Difficile dire se ha pesato di più la confusione, l'impreparazione del sottosegretario o la voglia di questa maggioranza strana di dare un colpo all'esecutivo. Fatto che sta che ieri sera, proprio alla fine della seduta alla Camera dei Deputati, per la prima volta il governo Monti è stato battuto. E su temi di politica estera. In occasione della visita di sabato a Tripoli del presidente del Consiglio, ieri, infatti, sono state messe in votazione alcune mozioni sulla Libia.

L'esecutivo è andato sotto prima su quella dell'Italia dei valori, che riguardava i rapporti con l'ex terra di Gheddafi in materia di immigrazione. Il governo aveva dato parere contrario, ma il testo dei dipietristi è passato con 236 sì, 215 no e 5 astenuti. Hanno votato a favore il Partito democratico, l'Italia dei valori e tutto il Terzo Polo. Ma non è finita. Pochi minuti dopo il governo è stato battuto per la seconda volta. L'assemblea di Montecitorio ha infatti approvato la mozione dei Radicali che riguardava sempre la Libia e l'immigrazione e su cui il governo aveva ugualmente espresso parere contrario.

Il testo è passato con 264 sì, 125 no e 162 astenuti. Non hanno votato la Lega e l'Udc, hanno votato a favore il Pd e l'Idv, mentre il Pdl si è astenuto. Sono poi state approvate le mozioni del Pd e dell'Udc, mentre è stata bocciata quella della Lega, che ha inscenato una protesta in Aula.

Chi ha votato a favore di entrambe le mozioni in questione, contro il parere del governo, è stato il Partito democratico. Nella mozione dipietrista si impegna il governo «ad assumere le necessarie iniziative sul piano politico-diplomatico volte ad assicurare la piena applicazione di quanto previsto dagli articoli 1 e 6 del trattato italo-libico del 2008 e a consentire che le operazioni di contrasto all'immigrazione clandestina siano pienamente conformi alle norme di diritto internazionale», in particolare per quello che riguarda «i richiedenti asilo».

Si chiede, poi, di dire cosa si intende fare di «quanti sono dovuti scappare» in seguito alla guerra in Libia e si trovano accolti nelle varie regioni italiane con la status di «rifugiati».

Ancora: si impegna il governo «a migliorare sensibilmente le condizioni dei migranti sistemati nei centri di accoglienza», di quelli che si trovano «nei centri di identificazione ed espulsione e nei centri di accoglienza dei richiedenti asilo» e «ad attivarsi nelle sedi opportune e a livello bilaterale affinché, quanto prima, la nuova dirigenza libica si adoperi per ratificare la convenzione di Ginevra relativa allo status dei rifugiati». Infine si sollecita «a cooperare con gli altri Paesi dell'Unione europea per un governo europeo dei fenomeni migratori».
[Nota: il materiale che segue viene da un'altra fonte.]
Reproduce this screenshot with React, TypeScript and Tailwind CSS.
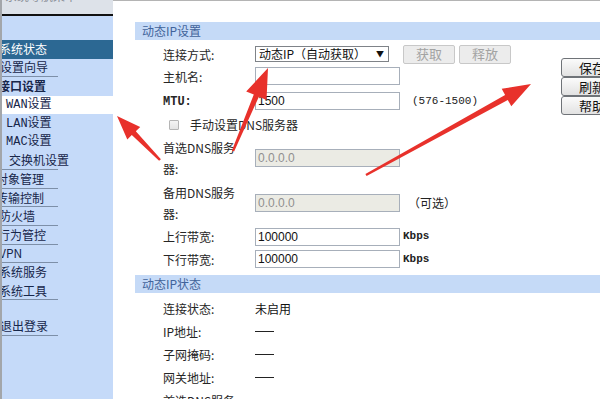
import React from "react";

const CJK = '"Noto Sans CJK SC", "Noto Sans", sans-serif';

type Item = { t: string; x: number; line?: boolean; active?: boolean; white?: boolean; bold?: boolean; sub?: boolean };

const items: Item[] = [
  { t: "系统状态", x: -3, active: true },
  { t: "设置向导", x: -2, line: true },
  { t: "接口设置", x: -4, bold: true },
  { t: "WAN设置", x: 4, white: true, sub: true },
  { t: "LAN设置", x: 4, sub: true },
  { t: "MAC设置", x: 4, sub: true },
  { t: "交换机设置", x: 7, line: true },
  { t: "对象管理", x: -6, line: true },
  { t: "传输控制", x: -6, line: true },
  { t: "防火墙", x: -3, line: true },
  { t: "行为管控", x: -4, line: true },
  { t: "VPN", x: -3, line: true },
  { t: "系统服务", x: -3 },
  { t: "系统工具", x: -3, line: true },
];

function MenuItem({ it }: { it: Item }) {
  const bg = it.active ? "bg-[#2c6893]" : it.white ? "bg-white" : "";
  const color = it.active ? "text-white" : "text-[#17264a]";
  return (
    <div className={`h-[18.6px] w-full flex ${bg}`}>
      <div className={`w-[56px] h-full flex items-center ${it.line ? "border-b border-[#7d8fa8]" : ""}`}>
        <span
          className={`whitespace-nowrap text-[12px] leading-none ${color} ${it.bold ? "font-bold" : ""}`}
          style={{ marginLeft: it.x, fontFamily: it.sub ? '"Liberation Mono", "Noto Sans CJK SC", monospace' : CJK }}
        >
          {it.t}
        </span>
      </div>
    </div>
  );
}

function Sidebar() {
  return (
    <div className="w-[113px] h-full flex shrink-0 bg-[#c5daf9]">
      <div className="w-[2px] h-full bg-[#a3a6aa]" />
      <div className="flex-1 h-full flex flex-col overflow-hidden">
        <div className="h-[14px] bg-[#dde2e9] overflow-hidden">
          <div className="text-[12px] leading-[14px] text-[#8a8f98] mt-[-11px] ml-[3px] whitespace-nowrap" style={{ fontFamily: CJK }}>
            系统导航菜单
          </div>
        </div>
        <div className="h-[2px] bg-[#111]" />
        <div className="h-[24px]" />
        {items.map((it) => (
          <MenuItem key={it.t} it={it} />
        ))}
        <div className="h-[17px]" />
        <MenuItem it={{ t: "退出登录", x: -2, line: true }} />
      </div>
    </div>
  );
}

function Label({ children, bold }: { children: React.ReactNode; bold?: boolean }) {
  return (
    <div
      className={`w-[120px] shrink-0 pl-[28px] text-[12px] leading-[21px] text-[#262626] whitespace-nowrap ${bold ? "font-bold" : ""}`}
      style={{ fontFamily: CJK }}
    >
      {children}
    </div>
  );
}

function TextBox({ value, disabled }: { value?: string; disabled?: boolean }) {
  return (
    <div
      className={`w-[145px] h-[18px] shrink-0 border border-[#a7afba] flex items-center pl-[2px] text-[12px] ${
        disabled ? "bg-[#ebebe4] text-[#8f8f8f]" : "bg-white text-[#111]"
      }`}
      style={{ fontFamily: '"Liberation Sans", sans-serif' }}
    >
      {value}
    </div>
  );
}

function GrayBtn({ t }: { t: string }) {
  return (
    <div
      className="h-[19px] w-[52px] rounded-[2px] border border-[#c8c8c8] bg-[#ececec] text-[#a3a3a3] text-[13px] flex items-center justify-center"
      style={{ fontFamily: CJK }}
    >
      {t}
    </div>
  );
}

function SideBtn({ t }: { t: string }) {
  return (
    <div
      className="h-[19px] w-[50px] rounded-[3px] border border-[#6f7378] bg-gradient-to-b from-[#fbfbfb] to-[#e2e2e2] text-[13px] text-[#111] flex items-center pl-[17px] shrink-0"
      style={{ fontFamily: CJK }}
    >
      {t}
    </div>
  );
}

function Header({ t }: { t: string }) {
  return (
    <div className="h-[18px] shrink-0 bg-[#c5daf7] flex items-center pl-[7px] text-[12px] text-[#41639a]" style={{ fontFamily: CJK }}>
      {t}
    </div>
  );
}

function Dash() {
  return <div className="w-[19px] h-[1px] bg-[#222]" />;
}

function arrowPoints(tx: number, ty: number, px: number, py: number, L = 27, W = 10, w0 = 1.2, w1 = 2.8) {
  const dx = px - tx;
  const dy = py - ty;
  const len = Math.hypot(dx, dy);
  const ux = dx / len;
  const uy = dy / len;
  const nx = -uy;
  const ny = ux;
  const bx = px - ux * L;
  const by = py - uy * L;
  const pts = [
    [tx + nx * w0, ty + ny * w0],
    [bx + nx * w1, by + ny * w1],
    [bx + nx * W, by + ny * W],
    [px, py],
    [bx - nx * W, by - ny * W],
    [bx - nx * w1, by - ny * w1],
    [tx - nx * w0, ty - ny * w0],
  ];
  return pts.map((p) => `${p[0].toFixed(1)},${p[1].toFixed(1)}`).join(" ");
}

function Arrows() {
  return (
    <svg className="absolute left-0 top-0 pointer-events-none" width={600} height={399} viewBox="0 0 600 399">
      <polygon points={arrowPoints(160, 160, 117, 116, 24, 9)} fill="#e8312b" />
      <polygon points={arrowPoints(233, 151, 268, 68, 30, 11)} fill="#e8312b" />
      <polygon points={arrowPoints(366, 175, 531, 84, 28, 10)} fill="#e8312b" />
    </svg>
  );
}

export default function App() {
  const mono = { fontFamily: '"Liberation Mono", monospace' };
  return (
    <div className="relative w-[600px] h-[399px] overflow-hidden bg-white flex">
      <Sidebar />
      <div className="flex-1 h-full border-t border-[#b4b4b4] pl-[22px] pt-[21px] flex flex-col overflow-hidden">
        <Header t="动态IP设置" />
        <div className="flex shrink-0">
          <div className="flex-1 flex flex-col">
            <div className="h-[4px]" />
            <div className="h-[20px] flex items-center">
              <Label>连接方式:</Label>
              <div
                className="w-[134px] h-[16px] shrink-0 border border-[#7f8388] bg-white flex items-center justify-between pl-[3px] pr-[4px] text-[12px] text-[#111]"
                style={{ fontFamily: CJK }}
              >
                <span>动态IP（自动获取）</span>
                <span className="text-[8px]">▼</span>
              </div>
              <div className="ml-[14px] flex gap-[4px]">
                <GrayBtn t="获取" />
                <GrayBtn t="释放" />
              </div>
            </div>
            <div className="h-[24px] flex items-center">
              <Label>主机名:</Label>
              <TextBox />
            </div>
            <div className="h-[26px] flex items-center">
              <Label bold>
                <span style={mono} className="text-[12px]">MTU:</span>
              </Label>
              <TextBox value="1500" />
              <span className="ml-[12px] text-[11px] text-[#222]" style={mono}>(576-1500)</span>
            </div>
            <div className="h-[21px] flex items-center pl-[34px]">
              <div className="w-[10px] h-[10px] border border-[#b5b5b5] rounded-[1px] bg-gradient-to-b from-[#f4f4f4] to-[#e4e4e4]" />
              <span className="ml-[11px] text-[12px] text-[#262626]" style={{ fontFamily: CJK }}>手动设置DNS服务器</span>
            </div>
            <div className="h-[46px] flex items-center">
              <Label>
                首选DNS服务
                <br />
                器:
              </Label>
              <TextBox value="0.0.0.0" disabled />
            </div>
            <div className="h-[44px] flex items-center">
              <Label>
                备用DNS服务
                <br />
                器:
              </Label>
              <TextBox value="0.0.0.0" disabled />
              <span className="ml-[8px] text-[12px] text-[#222]" style={{ fontFamily: CJK }}>（可选）</span>
            </div>
            <div className="h-[23px] flex items-center">
              <Label>上行带宽:</Label>
              <TextBox value="100000" />
              <span className="ml-[3px] text-[11px] font-bold text-[#222]" style={mono}>Kbps</span>
            </div>
            <div className="h-[22px] flex items-center">
              <Label>下行带宽:</Label>
              <TextBox value="100000" />
              <span className="ml-[3px] text-[11px] font-bold text-[#222]" style={mono}>Kbps</span>
            </div>
            <div className="h-[5px]" />
          </div>
          <div className="w-[39px] shrink-0 pt-[18px] flex flex-col">
            <SideBtn t="保存" />
            <SideBtn t="刷新" />
            <SideBtn t="帮助" />
          </div>
        </div>
        <Header t="动态IP状态" />
        <div className="h-[4px] shrink-0" />
        <div className="h-[23px] shrink-0 flex items-center">
          <Label>连接状态:</Label>
          <span className="text-[12px] text-[#111]" style={{ fontFamily: CJK }}>未启用</span>
        </div>
        <div className="h-[23px] shrink-0 flex items-center">
          <Label>IP地址:</Label>
          <Dash />
        </div>
        <div className="h-[23px] shrink-0 flex items-center">
          <Label>子网掩码:</Label>
          <Dash />
        </div>
        <div className="h-[23px] shrink-0 flex items-center">
          <Label>网关地址:</Label>
          <Dash />
        </div>
        <div className="h-[23px] shrink-0 flex items-center">
          <Label>首选DNS服务</Label>
        </div>
      </div>
      <Arrows />
    </div>
  );
}
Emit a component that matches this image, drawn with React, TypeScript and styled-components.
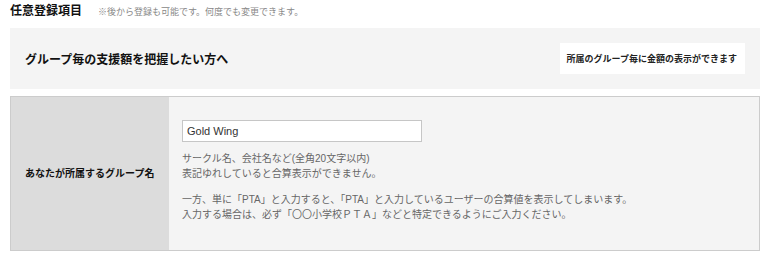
import React, { useState } from "react";
import styled, { createGlobalStyle } from "styled-components";

const GlobalStyle = createGlobalStyle`
  body {
    margin: 0;
    background: #fff;
    font-family: Arial, "Liberation Sans", "Noto Sans CJK JP", sans-serif;
    color: #222;
  }
`;

const Page = styled.div`
  width: 750px;
  padding: 0 9px 0 10px;
`;

const TitleRow = styled.div`
  display: flex;
  align-items: baseline;
  gap: 16px;
  height: 28px;
  padding-top: 3px;
  box-sizing: border-box;
`;

const Title = styled.h2`
  margin: 0;
  font-size: 12px;
  font-weight: bold;
  line-height: 16px;
  color: #111;
`;

const Note = styled.span`
  font-size: 9px;
  color: #888;
`;

const Intro = styled.div`
  display: flex;
  align-items: center;
  justify-content: space-between;
  height: 61px;
  padding: 0 15px 0 15px;
  background: #f4f4f4;
`;

const IntroHeading = styled.h3`
  margin: 0;
  font-size: 12px;
  font-weight: bold;
  color: #111;
`;

const Badge = styled.div`
  display: flex;
  align-items: center;
  height: 31px;
  padding: 0 8px 0 7px;
  background: #fff;
  font-size: 9px;
  font-weight: bold;
  color: #222;
`;

const Table = styled.div`
  display: grid;
  grid-template-columns: 158px 1fr;
  margin-top: 7px;
  height: 155px;
  border: 1px solid #cccccc;
  box-sizing: border-box;
`;

const LabelCell = styled.div`
  display: flex;
  align-items: center;
  padding: 0 0 2px 14px;
  background: #dcdcdc;
  font-size: 10px;
  font-weight: bold;
  color: #111;
`;

const FieldCell = styled.div`
  display: flex;
  flex-direction: column;
  padding: 23px 13px 0 13px;
  background: #f4f4f4;
`;

const TextInput = styled.input`
  width: 240px;
  height: 22px;
  box-sizing: border-box;
  border: 1px solid #c6c6c6;
  background: #fff;
  padding: 0 4px;
  font-family: Arial, "Liberation Sans", sans-serif;
  font-size: 11px;
  color: #333;
  outline: none;
`;

const Help = styled.p<{ $gap: number }>`
  margin: ${(p) => p.$gap}px 0 0;
  font-size: 10px;
  line-height: 15px;
  color: #666;
`;

export default function App() {
  const [group, setGroup] = useState("Gold Wing");

  return (
    <Page>
      <GlobalStyle />
      <TitleRow>
        <Title>任意登録項目</Title>
        <Note>※後から登録も可能です。何度でも変更できます。</Note>
      </TitleRow>

      <Intro>
        <IntroHeading>グループ毎の支援額を把握したい方へ</IntroHeading>
        <Badge>所属のグループ毎に金額の表示ができます</Badge>
      </Intro>

      <Table>
        <LabelCell>あなたが所属するグループ名</LabelCell>
        <FieldCell>
          <TextInput value={group} onChange={(e) => setGroup(e.target.value)} />
          <Help $gap={9}>
            サークル名、会社名など(全角20文字以内)
            <br />
            表記ゆれしていると合算表示ができません。
          </Help>
          <Help $gap={11}>
            一方、単に「PTA」と入力すると、「PTA」と入力しているユーザーの合算値を表示してしまいます。
            <br />
            入力する場合は、必ず「〇〇小学校ＰＴＡ」などと特定できるようにご入力ください。
          </Help>
        </FieldCell>
      </Table>
    </Page>
  );
}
La mozione dei Radicali, invece, impegna il governo «a garantire protezione internazionale e diritto di asilo a chi è giunto dalla Libia, e a non riprendere le politiche di respingimento né nei confronti di chi proviene dalla Libia, né da chi arriva da altri Paesi».

La faccenda, insomma, riguarda le condizioni in cui si trovano i rifugiati e gli immigrati costretti a scappare dalla Libia. «Non c'è nulla di politico, semplicemente ha sbagliato il governo a dare parere negativo», si spiega nel Pd e nell'Udc, partiti che sostengono l'esecutivo, ma che, ieri, hanno votato in difformità al parere del governo (il Pd in entrambi i casi, l'Udc solo in uno).

In Aula c'era Carlo De Stefano, sottosegretario all'Interno. In molti, ieri sera, puntavano il dito contro di lui: non avrebbe letto con attenzione il testo delle mozioni, dando parere negativo a testi più che ragionevoli, nei quali erano affermati gli stessi concetti presenti nel testo del Pd.

C'è poi chi accusa l'assenza di collegamento tra il governo e il Parlamento o la poca pratica dei ministri e sottosegretari tecnici con i regolamenti e la prassi dell'Aula. Non c'è dubbio, però, che l'episodio è anche un segnale di insofferenza dei partiti che pure fanno parte della maggioranza nei confronti del governo. Confinati spesso in queste settimane al ruolo di spettatori, ieri hanno cercato di marcare la loro autonomia. Un segnale piccolo, per ora. Ma pericoloso se dovesse ripetersi.